Whether the eSports leagues will follow the same trajectory as NFLshop remains to be seen, but they are taking their cues from other professional leagues when it comes to product offerings and pricing, with a Toronto Ultra hoodie priced at $105 and a league-branded t-shirt going for $28.
There’s apparel from licensee Outerstuff, which also supplies Call of Duty and Overwatch league uniforms, and hats from licensee Mitchell & Neff. The gear calls out not only the teams but also the organizations behind them, such as FaZe Clan and 100 Thieves. And developer Loco introduced Loco Legends, which it is billing as India’s first NFT platform for eSports.

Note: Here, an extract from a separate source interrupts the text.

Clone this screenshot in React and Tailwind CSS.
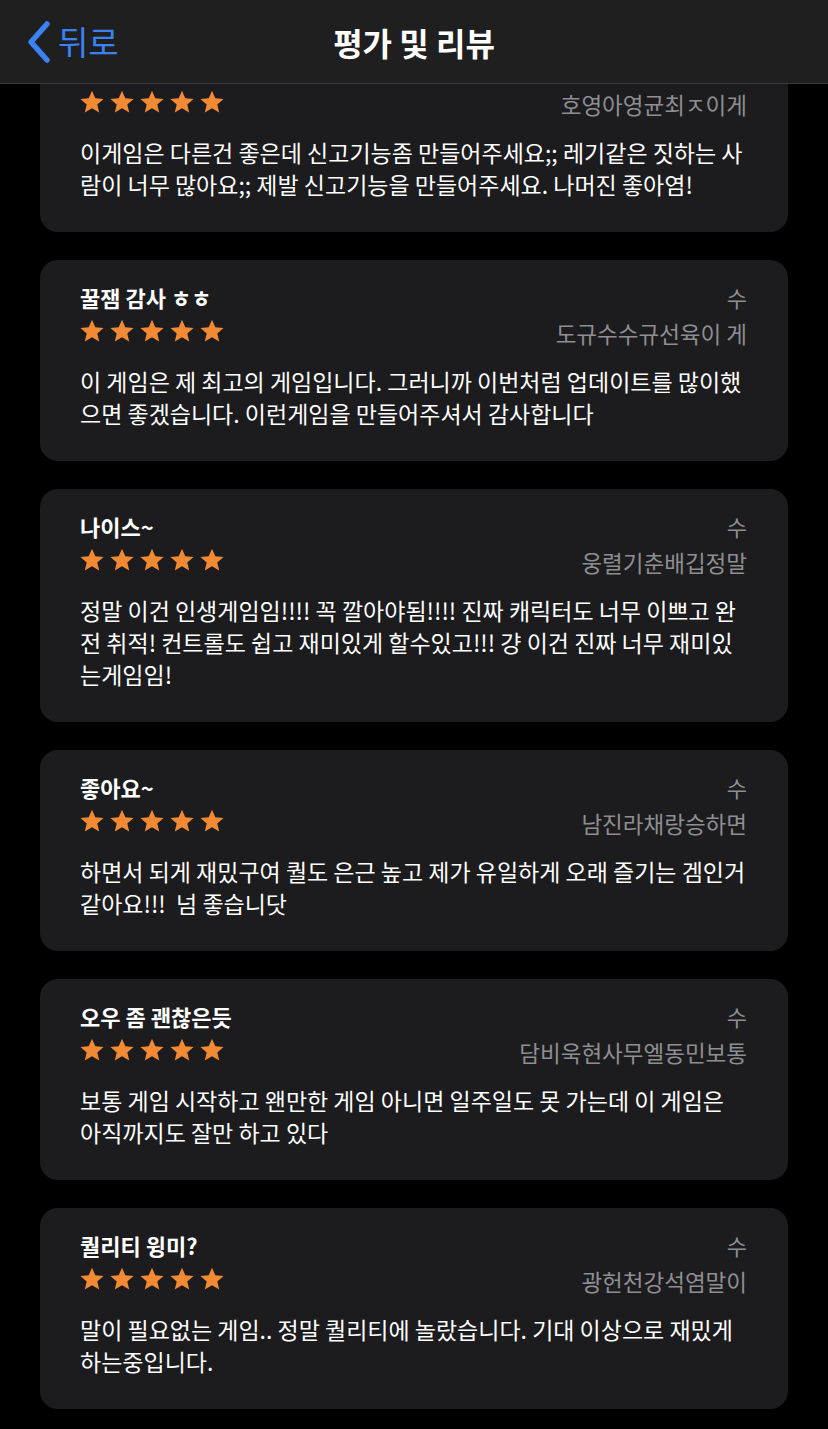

“It was only a [matter] of time before the leagues started launching their own stores since they showcase not only the teams and, in some cases players, but also the leagues themselves,” said a licensing executive who works with the leagues. “There’s still a question of regionality and whether the team and player gear will sell outside a given market and gain national distribution, but this is a step in that direction.”
And, in fact, teams are already testing those geographic boundaries. eSports franchise Team Liquid launched an e-commerce store in Brazil using local licensees on June 24, capping a four-year effort that began with its participation in Brazil’s Rainbow Six Siege and Free Fire leagues and, later, Valorant and Fortnite. At the same time, Team Liquid has revamped its e-commerce stores in North America and Europe.
The 100 Thieves franchise also stretched its brand into luxury through a collaboration with Gucci. Only a handful of brick-and-mortar retailers have tested the waters, however, meaning eSports is still largely an e-commerce business, regardless of whether the focus is on teams, players, or leagues.
The introduction of these stores comes as the valuations for the leagues continue to rise. The leagues’ collective global revenue hit $1.08 billion last year (up from $947.1 million in 2020) and is forecast to hit $1.6 billion by 2024, according to the research firm Statista. The largest of the markets in 2021 were China ($360 million), the U.S. ($243 million), and Western Europe ($205.8 million), Statista said.
The main lure for brands attracted to eSports is the size of the audience, particularly among the coveted 18- to 34-year-old demographic. The global audience, largely via streaming, is expected to reach 474 million this year (up 8.7% from 2020) and will hit 577.2 million in 2024, according to research firm Newzoo.
“There is no doubt there is an audience for eSports,” another licensing executive said. “It’s just a question of how that translates into league merchandise sales.”